-- BEGIN SUPPLIED MATERIAL --

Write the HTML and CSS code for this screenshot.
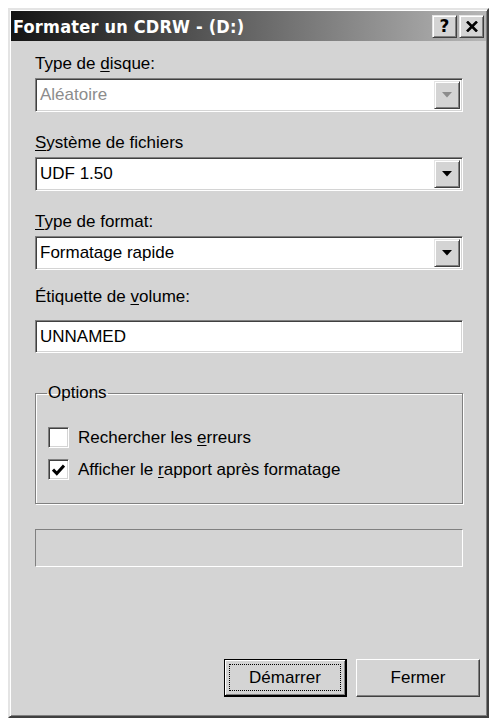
FILE: index.html
```html
<!DOCTYPE html>
<html lang="fr">
<head>
    <meta charset="UTF-8">
    <title>Formater un CDRW - (D:)</title>
    <link rel="stylesheet" href="styles.css">
</head>
<body>
    <div class="window">
        <div class="titlebar">
            <span class="title">Formater un CDRW - (D:)</span>
            <div class="caption-buttons">
                <button class="caption-btn help">?</button>
                <button class="caption-btn close">
                    <svg width="12" height="11" viewBox="0 0 12 11">
                        <path d="M1 0.5 L11 10.5 M11 0.5 L1 10.5" stroke="#000" stroke-width="2.6" fill="none"/>
                    </svg>
                </button>
            </div>
        </div>
        <div class="content">
            <div class="field">
                <div class="label">Type de <u>d</u>isque:</div>
                <div class="combo disabled">
                    <span class="combo-text">Aléatoire</span>
                    <span class="combo-arrow">
                        <svg width="10" height="6" viewBox="0 0 10 6"><path d="M0 0 H10 L5 5.5 Z" fill="#8c8c8c"/></svg>
                    </span>
                </div>
            </div>
            <div class="field">
                <div class="label"><u>S</u>ystème de fichiers</div>
                <div class="combo">
                    <span class="combo-text">UDF 1.50</span>
                    <span class="combo-arrow">
                        <svg width="10" height="6" viewBox="0 0 10 6"><path d="M0 0 H10 L5 5.5 Z" fill="#000"/></svg>
                    </span>
                </div>
            </div>
            <div class="field">
                <div class="label"><u>T</u>ype de format:</div>
                <div class="combo">
                    <span class="combo-text">Formatage rapide</span>
                    <span class="combo-arrow">
                        <svg width="10" height="6" viewBox="0 0 10 6"><path d="M0 0 H10 L5 5.5 Z" fill="#000"/></svg>
                    </span>
                </div>
            </div>
            <div class="field last">
                <div class="label">Étiquette de <u>v</u>olume:</div>
                <div class="textbox">UNNAMED</div>
            </div>

            <fieldset class="group">
                <legend>Options</legend>
                <div class="check">
                    <span class="box"></span>
                    <span>Rechercher les <u>e</u>rreurs</span>
                </div>
                <div class="check">
                    <span class="box">
                        <svg width="13" height="12" viewBox="0 0 13 12"><path d="M1 5.5 L4.8 9.5 L12 1.5" stroke="#000" stroke-width="3" fill="none"/></svg>
                    </span>
                    <span>Afficher le <u>r</u>apport après formatage</span>
                </div>
            </fieldset>

            <div class="progress"></div>

            <div class="buttons">
                <button class="button default"><span class="focus">Démarrer</span></button>
                <button class="button">Fermer</button>
            </div>
        </div>
    </div>
</body>
</html>
```

FILE: styles.css
```css
body {
    margin: 0;
    background: #fff;
    font-family: "Liberation Sans", Arial, sans-serif;
    font-size: 17px;
    color: #000;
}
.window {
    box-sizing: border-box;
    width: 481px;
    height: 710px;
    margin: 8px 0 0 8px;
    padding: 1px;
    background: #d4d4d4;
    border: 2px solid;
    border-color: #e4e4e4 #404040 #404040 #e4e4e4;
    box-shadow: inset 1px 1px 0 #fff, inset -1px -1px 0 #808080;
    display: flex;
    flex-direction: column;
}
.titlebar {
    height: 30px;
    display: flex;
    align-items: center;
    justify-content: space-between;
    background: linear-gradient(to right, #141414, #3c3c3c 25%, #b6b6b6);
    padding: 0 2px 0 2px;
}
.title {
    color: #fff;
    font-family: "DejaVu Sans Condensed", "DejaVu Sans", sans-serif;
    font-weight: bold;
    font-size: 18px;
    letter-spacing: 0.2px;
}
.caption-buttons {
    display: flex;
    gap: 2px;
}
.caption-btn {
    box-sizing: border-box;
    width: 25px;
    height: 23px;
    padding: 0;
    background: #d4d4d4;
    border: 1px solid;
    border-color: #e4e4e4 #404040 #404040 #e4e4e4;
    box-shadow: inset 1px 1px 0 #fff, inset -1px -1px 0 #808080;
    display: flex;
    align-items: center;
    justify-content: center;
}
.help {
    font-family: "DejaVu Sans", sans-serif;
    font-weight: bold;
    font-size: 17px;
    line-height: 1;
}
.content {
    flex: 1;
    display: flex;
    flex-direction: column;
    padding: 13px 6px 18px 24px;
}
.field {
    width: 428px;
    margin-bottom: 21px;
}
.field.last {
    margin-top: -4px;
    margin-bottom: 0;
}
.label {
    line-height: 20px;
    margin-bottom: 4px;
}
.last .label {
    margin-bottom: 13px;
}
u {
    text-underline-offset: 2px;
}
.combo, .textbox {
    box-sizing: border-box;
    height: 33px;
    background: #fff;
    border: 1px solid;
    border-color: #808080 #fff #fff #808080;
    box-shadow: inset 1px 1px 0 #404040, inset -1px -1px 0 #d4d4d4;
    display: flex;
    align-items: center;
    padding: 2px 2px 2px 4px;
}
.combo {
    height: 34px;
}
.combo-text {
    flex: 1;
}
.disabled .combo-text {
    color: #8c8c8c;
}
.combo-arrow {
    box-sizing: border-box;
    width: 26px;
    height: 100%;
    background: #d4d4d4;
    border: 1px solid;
    border-color: #e4e4e4 #404040 #404040 #e4e4e4;
    box-shadow: inset 1px 1px 0 #fff, inset -1px -1px 0 #808080;
    display: flex;
    align-items: center;
    justify-content: center;
}
.group {
    width: 428px;
    box-sizing: border-box;
    margin: 30px 0 0 0;
    padding: 24px 12px 23px 12px;
    border: 1px solid #808080;
    box-shadow: inset 1px 1px 0 #fff, 1px 1px 0 #fff;
}
.group legend {
    padding: 0 1px;
    margin-left: -1px;
    line-height: 20px;
}
.check {
    display: flex;
    align-items: center;
    gap: 9px;
    height: 21px;
}
.check + .check {
    margin-top: 11px;
}
.box {
    box-sizing: border-box;
    width: 21px;
    height: 21px;
    background: #fff;
    border: 1px solid;
    border-color: #808080 #fff #fff #808080;
    box-shadow: inset 1px 1px 0 #404040, inset -1px -1px 0 #d4d4d4;
    display: flex;
    align-items: center;
    justify-content: center;
}
.progress {
    width: 428px;
    box-sizing: border-box;
    height: 38px;
    margin-top: 25px;
    border: 1px solid;
    border-color: #808080 #fff #fff #808080;
}
.buttons {
    margin-top: auto;
    display: flex;
    justify-content: flex-end;
    gap: 9px;
}
.button {
    box-sizing: border-box;
    width: 124px;
    height: 38px;
    padding: 0;
    font-family: "Liberation Sans", Arial, sans-serif;
    font-size: 17px;
    color: #000;
    background: #d4d4d4;
    border: 1px solid;
    border-color: #fff #404040 #404040 #fff;
    box-shadow: inset -1px -1px 0 #808080;
}
.button.default {
    width: 123px;
    border: 1px solid #000;
    border-width: 1px 2px 2px 1px;
    box-shadow: inset 1px 1px 0 #fff, inset -1px -1px 0 #808080;
    padding: 4px;
    display: flex;
}
.focus {
    flex: 1;
    display: flex;
    align-items: center;
    justify-content: center;
    border: 1px dotted #000;
}
```
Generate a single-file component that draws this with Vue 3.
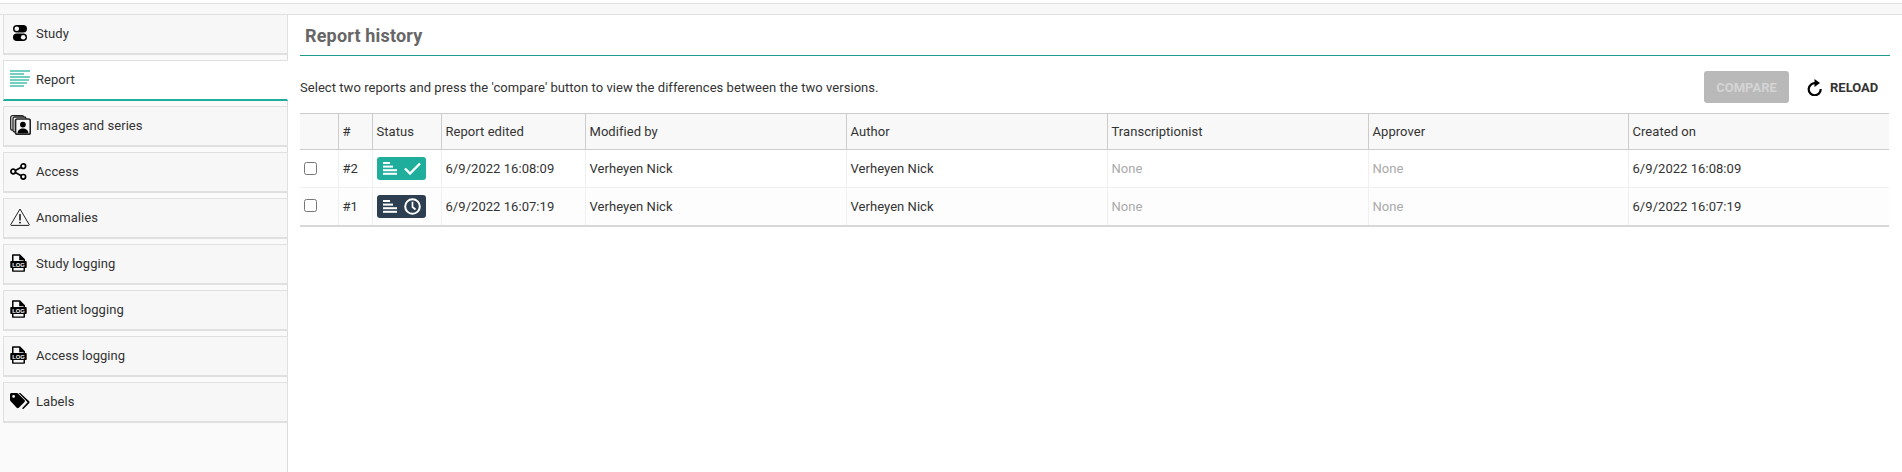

-- END SUPPLIED MATERIAL --

→ TO BE DONE
Without including any pictures, reproduce the listing exactly.

→ EXPECTED ANSWER
Write the HTML and CSS code for this screenshot.
FILE: index.html
```html
<!DOCTYPE html>
<html lang="fr">
<head>
    <meta charset="UTF-8">
    <title>Formater un CDRW - (D:)</title>
    <link rel="stylesheet" href="styles.css">
</head>
<body>
    <div class="window">
        <div class="titlebar">
            <span class="title">Formater un CDRW - (D:)</span>
            <div class="caption-buttons">
                <button class="caption-btn help">?</button>
                <button class="caption-btn close">
                    <svg width="12" height="11" viewBox="0 0 12 11">
                        <path d="M1 0.5 L11 10.5 M11 0.5 L1 10.5" stroke="#000" stroke-width="2.6" fill="none"/>
                    </svg>
                </button>
            </div>
        </div>
        <div class="content">
            <div class="field">
                <div class="label">Type de <u>d</u>isque:</div>
                <div class="combo disabled">
                    <span class="combo-text">Aléatoire</span>
                    <span class="combo-arrow">
                        <svg width="10" height="6" viewBox="0 0 10 6"><path d="M0 0 H10 L5 5.5 Z" fill="#8c8c8c"/></svg>
                    </span>
                </div>
            </div>
            <div class="field">
                <div class="label"><u>S</u>ystème de fichiers</div>
                <div class="combo">
                    <span class="combo-text">UDF 1.50</span>
                    <span class="combo-arrow">
                        <svg width="10" height="6" viewBox="0 0 10 6"><path d="M0 0 H10 L5 5.5 Z" fill="#000"/></svg>
                    </span>
                </div>
            </div>
            <div class="field">
                <div class="label"><u>T</u>ype de format:</div>
                <div class="combo">
                    <span class="combo-text">Formatage rapide</span>
                    <span class="combo-arrow">
                        <svg width="10" height="6" viewBox="0 0 10 6"><path d="M0 0 H10 L5 5.5 Z" fill="#000"/></svg>
                    </span>
                </div>
            </div>
            <div class="field last">
                <div class="label">Étiquette de <u>v</u>olume:</div>
                <div class="textbox">UNNAMED</div>
            </div>

            <fieldset class="group">
                <legend>Options</legend>
                <div class="check">
                    <span class="box"></span>
                    <span>Rechercher les <u>e</u>rreurs</span>
                </div>
                <div class="check">
                    <span class="box">
                        <svg width="13" height="12" viewBox="0 0 13 12"><path d="M1 5.5 L4.8 9.5 L12 1.5" stroke="#000" stroke-width="3" fill="none"/></svg>
                    </span>
                    <span>Afficher le <u>r</u>apport après formatage</span>
                </div>
            </fieldset>

            <div class="progress"></div>

            <div class="buttons">
                <button class="button default"><span class="focus">Démarrer</span></button>
                <button class="button">Fermer</button>
            </div>
        </div>
    </div>
</body>
</html>
```

FILE: styles.css
```css
body {
    margin: 0;
    background: #fff;
    font-family: "Liberation Sans", Arial, sans-serif;
    font-size: 17px;
    color: #000;
}
.window {
    box-sizing: border-box;
    width: 481px;
    height: 710px;
    margin: 8px 0 0 8px;
    padding: 1px;
    background: #d4d4d4;
    border: 2px solid;
    border-color: #e4e4e4 #404040 #404040 #e4e4e4;
    box-shadow: inset 1px 1px 0 #fff, inset -1px -1px 0 #808080;
    display: flex;
    flex-direction: column;
}
.titlebar {
    height: 30px;
    display: flex;
    align-items: center;
    justify-content: space-between;
    background: linear-gradient(to right, #141414, #3c3c3c 25%, #b6b6b6);
    padding: 0 2px 0 2px;
}
.title {
    color: #fff;
    font-family: "DejaVu Sans Condensed", "DejaVu Sans", sans-serif;
    font-weight: bold;
    font-size: 18px;
    letter-spacing: 0.2px;
}
.caption-buttons {
    display: flex;
    gap: 2px;
}
.caption-btn {
    box-sizing: border-box;
    width: 25px;
    height: 23px;
    padding: 0;
    background: #d4d4d4;
    border: 1px solid;
    border-color: #e4e4e4 #404040 #404040 #e4e4e4;
    box-shadow: inset 1px 1px 0 #fff, inset -1px -1px 0 #808080;
    display: flex;
    align-items: center;
    justify-content: center;
}
.help {
    font-family: "DejaVu Sans", sans-serif;
    font-weight: bold;
    font-size: 17px;
    line-height: 1;
}
.content {
    flex: 1;
    display: flex;
    flex-direction: column;
    padding: 13px 6px 18px 24px;
}
.field {
    width: 428px;
    margin-bottom: 21px;
}
.field.last {
    margin-top: -4px;
    margin-bottom: 0;
}
.label {
    line-height: 20px;
    margin-bottom: 4px;
}
.last .label {
    margin-bottom: 13px;
}
u {
    text-underline-offset: 2px;
}
.combo, .textbox {
    box-sizing: border-box;
    height: 33px;
    background: #fff;
    border: 1px solid;
    border-color: #808080 #fff #fff #808080;
    box-shadow: inset 1px 1px 0 #404040, inset -1px -1px 0 #d4d4d4;
    display: flex;
    align-items: center;
    padding: 2px 2px 2px 4px;
}
.combo {
    height: 34px;
}
.combo-text {
    flex: 1;
}
.disabled .combo-text {
    color: #8c8c8c;
}
.combo-arrow {
    box-sizing: border-box;
    width: 26px;
    height: 100%;
    background: #d4d4d4;
    border: 1px solid;
    border-color: #e4e4e4 #404040 #404040 #e4e4e4;
    box-shadow: inset 1px 1px 0 #fff, inset -1px -1px 0 #808080;
    display: flex;
    align-items: center;
    justify-content: center;
}
.group {
    width: 428px;
    box-sizing: border-box;
    margin: 30px 0 0 0;
    padding: 24px 12px 23px 12px;
    border: 1px solid #808080;
    box-shadow: inset 1px 1px 0 #fff, 1px 1px 0 #fff;
}
.group legend {
    padding: 0 1px;
    margin-left: -1px;
    line-height: 20px;
}
.check {
    display: flex;
    align-items: center;
    gap: 9px;
    height: 21px;
}
.check + .check {
    margin-top: 11px;
}
.box {
    box-sizing: border-box;
    width: 21px;
    height: 21px;
    background: #fff;
    border: 1px solid;
    border-color: #808080 #fff #fff #808080;
    box-shadow: inset 1px 1px 0 #404040, inset -1px -1px 0 #d4d4d4;
    display: flex;
    align-items: center;
    justify-content: center;
}
.progress {
    width: 428px;
    box-sizing: border-box;
    height: 38px;
    margin-top: 25px;
    border: 1px solid;
    border-color: #808080 #fff #fff #808080;
}
.buttons {
    margin-top: auto;
    display: flex;
    justify-content: flex-end;
    gap: 9px;
}
.button {
    box-sizing: border-box;
    width: 124px;
    height: 38px;
    padding: 0;
    font-family: "Liberation Sans", Arial, sans-serif;
    font-size: 17px;
    color: #000;
    background: #d4d4d4;
    border: 1px solid;
    border-color: #fff #404040 #404040 #fff;
    box-shadow: inset -1px -1px 0 #808080;
}
.button.default {
    width: 123px;
    border: 1px solid #000;
    border-width: 1px 2px 2px 1px;
    box-shadow: inset 1px 1px 0 #fff, inset -1px -1px 0 #808080;
    padding: 4px;
    display: flex;
}
.focus {
    flex: 1;
    display: flex;
    align-items: center;
    justify-content: center;
    border: 1px dotted #000;
}
```
Generate a single-file component that draws this with Vue 3.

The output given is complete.